• WORK TO BE COMPLETED: Quote every line of the data below as it stands, omitting pictures.

• DATASET SECTION:
§ §

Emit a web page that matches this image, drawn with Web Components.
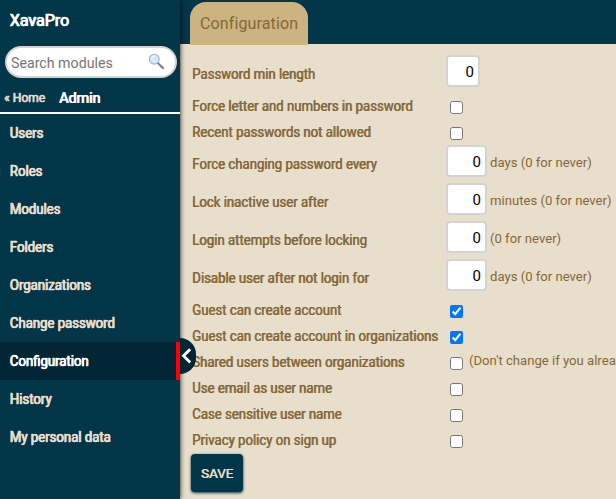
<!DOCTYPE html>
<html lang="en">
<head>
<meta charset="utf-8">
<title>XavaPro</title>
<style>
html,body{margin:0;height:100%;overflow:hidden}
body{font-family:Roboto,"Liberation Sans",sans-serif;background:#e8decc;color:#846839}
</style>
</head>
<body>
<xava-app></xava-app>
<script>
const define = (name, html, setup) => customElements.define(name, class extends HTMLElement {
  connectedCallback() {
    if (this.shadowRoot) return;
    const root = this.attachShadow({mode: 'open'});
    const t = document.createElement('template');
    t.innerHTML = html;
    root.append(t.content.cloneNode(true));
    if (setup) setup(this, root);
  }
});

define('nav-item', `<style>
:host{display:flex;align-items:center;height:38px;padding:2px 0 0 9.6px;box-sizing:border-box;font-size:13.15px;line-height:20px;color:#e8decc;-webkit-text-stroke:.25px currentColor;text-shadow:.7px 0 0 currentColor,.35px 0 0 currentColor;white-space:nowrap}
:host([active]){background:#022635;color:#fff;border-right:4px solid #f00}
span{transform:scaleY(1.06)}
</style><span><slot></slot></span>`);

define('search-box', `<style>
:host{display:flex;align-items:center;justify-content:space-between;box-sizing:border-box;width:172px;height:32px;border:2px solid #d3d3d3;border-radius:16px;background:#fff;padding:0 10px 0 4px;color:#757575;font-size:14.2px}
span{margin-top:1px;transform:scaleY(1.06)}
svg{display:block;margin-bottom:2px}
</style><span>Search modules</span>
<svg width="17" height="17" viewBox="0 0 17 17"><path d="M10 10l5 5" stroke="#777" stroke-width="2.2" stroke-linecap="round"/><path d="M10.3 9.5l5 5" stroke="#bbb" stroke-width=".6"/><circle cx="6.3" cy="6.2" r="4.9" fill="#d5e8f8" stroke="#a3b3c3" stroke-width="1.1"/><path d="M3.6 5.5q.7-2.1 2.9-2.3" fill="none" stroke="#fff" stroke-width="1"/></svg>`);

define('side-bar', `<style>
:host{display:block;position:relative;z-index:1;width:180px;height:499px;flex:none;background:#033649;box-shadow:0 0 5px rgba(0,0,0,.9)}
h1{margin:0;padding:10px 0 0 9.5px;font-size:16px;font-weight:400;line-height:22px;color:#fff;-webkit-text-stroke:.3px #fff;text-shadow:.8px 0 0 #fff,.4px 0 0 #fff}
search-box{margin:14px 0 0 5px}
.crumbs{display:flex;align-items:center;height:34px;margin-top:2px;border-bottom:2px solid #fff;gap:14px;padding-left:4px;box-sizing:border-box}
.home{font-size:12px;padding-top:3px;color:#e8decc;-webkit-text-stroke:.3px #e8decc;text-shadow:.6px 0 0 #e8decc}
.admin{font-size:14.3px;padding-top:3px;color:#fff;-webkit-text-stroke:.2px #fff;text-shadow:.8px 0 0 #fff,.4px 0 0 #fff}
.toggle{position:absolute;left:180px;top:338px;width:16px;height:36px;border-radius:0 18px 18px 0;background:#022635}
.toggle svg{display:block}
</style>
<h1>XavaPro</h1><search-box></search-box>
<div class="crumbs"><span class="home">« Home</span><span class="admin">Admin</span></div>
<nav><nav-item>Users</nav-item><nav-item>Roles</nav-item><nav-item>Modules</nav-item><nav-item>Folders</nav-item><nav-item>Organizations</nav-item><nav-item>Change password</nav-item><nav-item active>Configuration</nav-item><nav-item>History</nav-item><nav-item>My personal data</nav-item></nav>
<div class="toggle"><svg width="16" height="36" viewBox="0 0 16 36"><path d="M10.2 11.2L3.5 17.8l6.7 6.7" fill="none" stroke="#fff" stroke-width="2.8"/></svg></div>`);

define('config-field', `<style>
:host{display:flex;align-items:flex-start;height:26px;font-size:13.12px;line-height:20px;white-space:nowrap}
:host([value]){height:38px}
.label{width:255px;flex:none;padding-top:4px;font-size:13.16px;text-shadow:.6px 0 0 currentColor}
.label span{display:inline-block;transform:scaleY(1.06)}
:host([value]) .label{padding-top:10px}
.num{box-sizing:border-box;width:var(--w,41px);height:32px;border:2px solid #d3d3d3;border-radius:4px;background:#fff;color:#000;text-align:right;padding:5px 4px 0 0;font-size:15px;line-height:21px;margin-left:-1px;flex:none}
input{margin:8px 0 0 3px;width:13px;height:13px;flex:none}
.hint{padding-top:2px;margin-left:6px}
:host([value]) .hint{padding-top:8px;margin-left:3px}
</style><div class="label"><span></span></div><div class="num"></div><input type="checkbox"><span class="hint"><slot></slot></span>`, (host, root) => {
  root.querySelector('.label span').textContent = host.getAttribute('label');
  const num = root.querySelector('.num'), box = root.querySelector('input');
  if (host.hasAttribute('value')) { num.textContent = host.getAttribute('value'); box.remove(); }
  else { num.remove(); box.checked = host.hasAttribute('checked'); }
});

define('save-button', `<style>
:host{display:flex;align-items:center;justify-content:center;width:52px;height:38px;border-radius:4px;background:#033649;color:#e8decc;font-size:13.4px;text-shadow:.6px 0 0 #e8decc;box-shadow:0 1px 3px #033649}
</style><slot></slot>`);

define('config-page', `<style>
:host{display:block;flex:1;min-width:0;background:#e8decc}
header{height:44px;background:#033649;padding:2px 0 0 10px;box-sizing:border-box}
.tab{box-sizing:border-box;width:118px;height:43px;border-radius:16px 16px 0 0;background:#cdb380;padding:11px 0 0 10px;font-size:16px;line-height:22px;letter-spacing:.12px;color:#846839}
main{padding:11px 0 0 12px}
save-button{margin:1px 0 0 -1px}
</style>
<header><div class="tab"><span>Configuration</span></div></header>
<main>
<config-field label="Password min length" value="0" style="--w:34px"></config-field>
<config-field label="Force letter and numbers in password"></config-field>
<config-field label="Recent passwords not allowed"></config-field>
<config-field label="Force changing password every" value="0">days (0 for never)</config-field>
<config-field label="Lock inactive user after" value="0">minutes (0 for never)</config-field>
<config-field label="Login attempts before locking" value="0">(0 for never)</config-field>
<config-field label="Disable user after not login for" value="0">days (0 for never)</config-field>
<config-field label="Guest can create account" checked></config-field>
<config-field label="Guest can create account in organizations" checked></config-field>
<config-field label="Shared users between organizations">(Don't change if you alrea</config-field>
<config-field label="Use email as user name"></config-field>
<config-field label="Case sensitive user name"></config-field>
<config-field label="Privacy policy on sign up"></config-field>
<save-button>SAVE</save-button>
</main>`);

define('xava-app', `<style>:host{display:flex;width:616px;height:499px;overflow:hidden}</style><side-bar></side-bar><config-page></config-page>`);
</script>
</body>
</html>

§ §

• ANSWER TO THIS PROBLEM:
Emit a web page that matches this image, drawn with Web Components.
<!DOCTYPE html>
<html lang="en">
<head>
<meta charset="utf-8">
<title>XavaPro</title>
<style>
html,body{margin:0;height:100%;overflow:hidden}
body{font-family:Roboto,"Liberation Sans",sans-serif;background:#e8decc;color:#846839}
</style>
</head>
<body>
<xava-app></xava-app>
<script>
const define = (name, html, setup) => customElements.define(name, class extends HTMLElement {
  connectedCallback() {
    if (this.shadowRoot) return;
    const root = this.attachShadow({mode: 'open'});
    const t = document.createElement('template');
    t.innerHTML = html;
    root.append(t.content.cloneNode(true));
    if (setup) setup(this, root);
  }
});

define('nav-item', `<style>
:host{display:flex;align-items:center;height:38px;padding:2px 0 0 9.6px;box-sizing:border-box;font-size:13.15px;line-height:20px;color:#e8decc;-webkit-text-stroke:.25px currentColor;text-shadow:.7px 0 0 currentColor,.35px 0 0 currentColor;white-space:nowrap}
:host([active]){background:#022635;color:#fff;border-right:4px solid #f00}
span{transform:scaleY(1.06)}
</style><span><slot></slot></span>`);

define('search-box', `<style>
:host{display:flex;align-items:center;justify-content:space-between;box-sizing:border-box;width:172px;height:32px;border:2px solid #d3d3d3;border-radius:16px;background:#fff;padding:0 10px 0 4px;color:#757575;font-size:14.2px}
span{margin-top:1px;transform:scaleY(1.06)}
svg{display:block;margin-bottom:2px}
</style><span>Search modules</span>
<svg width="17" height="17" viewBox="0 0 17 17"><path d="M10 10l5 5" stroke="#777" stroke-width="2.2" stroke-linecap="round"/><path d="M10.3 9.5l5 5" stroke="#bbb" stroke-width=".6"/><circle cx="6.3" cy="6.2" r="4.9" fill="#d5e8f8" stroke="#a3b3c3" stroke-width="1.1"/><path d="M3.6 5.5q.7-2.1 2.9-2.3" fill="none" stroke="#fff" stroke-width="1"/></svg>`);

define('side-bar', `<style>
:host{display:block;position:relative;z-index:1;width:180px;height:499px;flex:none;background:#033649;box-shadow:0 0 5px rgba(0,0,0,.9)}
h1{margin:0;padding:10px 0 0 9.5px;font-size:16px;font-weight:400;line-height:22px;color:#fff;-webkit-text-stroke:.3px #fff;text-shadow:.8px 0 0 #fff,.4px 0 0 #fff}
search-box{margin:14px 0 0 5px}
.crumbs{display:flex;align-items:center;height:34px;margin-top:2px;border-bottom:2px solid #fff;gap:14px;padding-left:4px;box-sizing:border-box}
.home{font-size:12px;padding-top:3px;color:#e8decc;-webkit-text-stroke:.3px #e8decc;text-shadow:.6px 0 0 #e8decc}
.admin{font-size:14.3px;padding-top:3px;color:#fff;-webkit-text-stroke:.2px #fff;text-shadow:.8px 0 0 #fff,.4px 0 0 #fff}
.toggle{position:absolute;left:180px;top:338px;width:16px;height:36px;border-radius:0 18px 18px 0;background:#022635}
.toggle svg{display:block}
</style>
<h1>XavaPro</h1><search-box></search-box>
<div class="crumbs"><span class="home">« Home</span><span class="admin">Admin</span></div>
<nav><nav-item>Users</nav-item><nav-item>Roles</nav-item><nav-item>Modules</nav-item><nav-item>Folders</nav-item><nav-item>Organizations</nav-item><nav-item>Change password</nav-item><nav-item active>Configuration</nav-item><nav-item>History</nav-item><nav-item>My personal data</nav-item></nav>
<div class="toggle"><svg width="16" height="36" viewBox="0 0 16 36"><path d="M10.2 11.2L3.5 17.8l6.7 6.7" fill="none" stroke="#fff" stroke-width="2.8"/></svg></div>`);

define('config-field', `<style>
:host{display:flex;align-items:flex-start;height:26px;font-size:13.12px;line-height:20px;white-space:nowrap}
:host([value]){height:38px}
.label{width:255px;flex:none;padding-top:4px;font-size:13.16px;text-shadow:.6px 0 0 currentColor}
.label span{display:inline-block;transform:scaleY(1.06)}
:host([value]) .label{padding-top:10px}
.num{box-sizing:border-box;width:var(--w,41px);height:32px;border:2px solid #d3d3d3;border-radius:4px;background:#fff;color:#000;text-align:right;padding:5px 4px 0 0;font-size:15px;line-height:21px;margin-left:-1px;flex:none}
input{margin:8px 0 0 3px;width:13px;height:13px;flex:none}
.hint{padding-top:2px;margin-left:6px}
:host([value]) .hint{padding-top:8px;margin-left:3px}
</style><div class="label"><span></span></div><div class="num"></div><input type="checkbox"><span class="hint"><slot></slot></span>`, (host, root) => {
  root.querySelector('.label span').textContent = host.getAttribute('label');
  const num = root.querySelector('.num'), box = root.querySelector('input');
  if (host.hasAttribute('value')) { num.textContent = host.getAttribute('value'); box.remove(); }
  else { num.remove(); box.checked = host.hasAttribute('checked'); }
});

define('save-button', `<style>
:host{display:flex;align-items:center;justify-content:center;width:52px;height:38px;border-radius:4px;background:#033649;color:#e8decc;font-size:13.4px;text-shadow:.6px 0 0 #e8decc;box-shadow:0 1px 3px #033649}
</style><slot></slot>`);

define('config-page', `<style>
:host{display:block;flex:1;min-width:0;background:#e8decc}
header{height:44px;background:#033649;padding:2px 0 0 10px;box-sizing:border-box}
.tab{box-sizing:border-box;width:118px;height:43px;border-radius:16px 16px 0 0;background:#cdb380;padding:11px 0 0 10px;font-size:16px;line-height:22px;letter-spacing:.12px;color:#846839}
main{padding:11px 0 0 12px}
save-button{margin:1px 0 0 -1px}
</style>
<header><div class="tab"><span>Configuration</span></div></header>
<main>
<config-field label="Password min length" value="0" style="--w:34px"></config-field>
<config-field label="Force letter and numbers in password"></config-field>
<config-field label="Recent passwords not allowed"></config-field>
<config-field label="Force changing password every" value="0">days (0 for never)</config-field>
<config-field label="Lock inactive user after" value="0">minutes (0 for never)</config-field>
<config-field label="Login attempts before locking" value="0">(0 for never)</config-field>
<config-field label="Disable user after not login for" value="0">days (0 for never)</config-field>
<config-field label="Guest can create account" checked></config-field>
<config-field label="Guest can create account in organizations" checked></config-field>
<config-field label="Shared users between organizations">(Don't change if you alrea</config-field>
<config-field label="Use email as user name"></config-field>
<config-field label="Case sensitive user name"></config-field>
<config-field label="Privacy policy on sign up"></config-field>
<save-button>SAVE</save-button>
</main>`);

define('xava-app', `<style>:host{display:flex;width:616px;height:499px;overflow:hidden}</style><side-bar></side-bar><config-page></config-page>`);
</script>
</body>
</html>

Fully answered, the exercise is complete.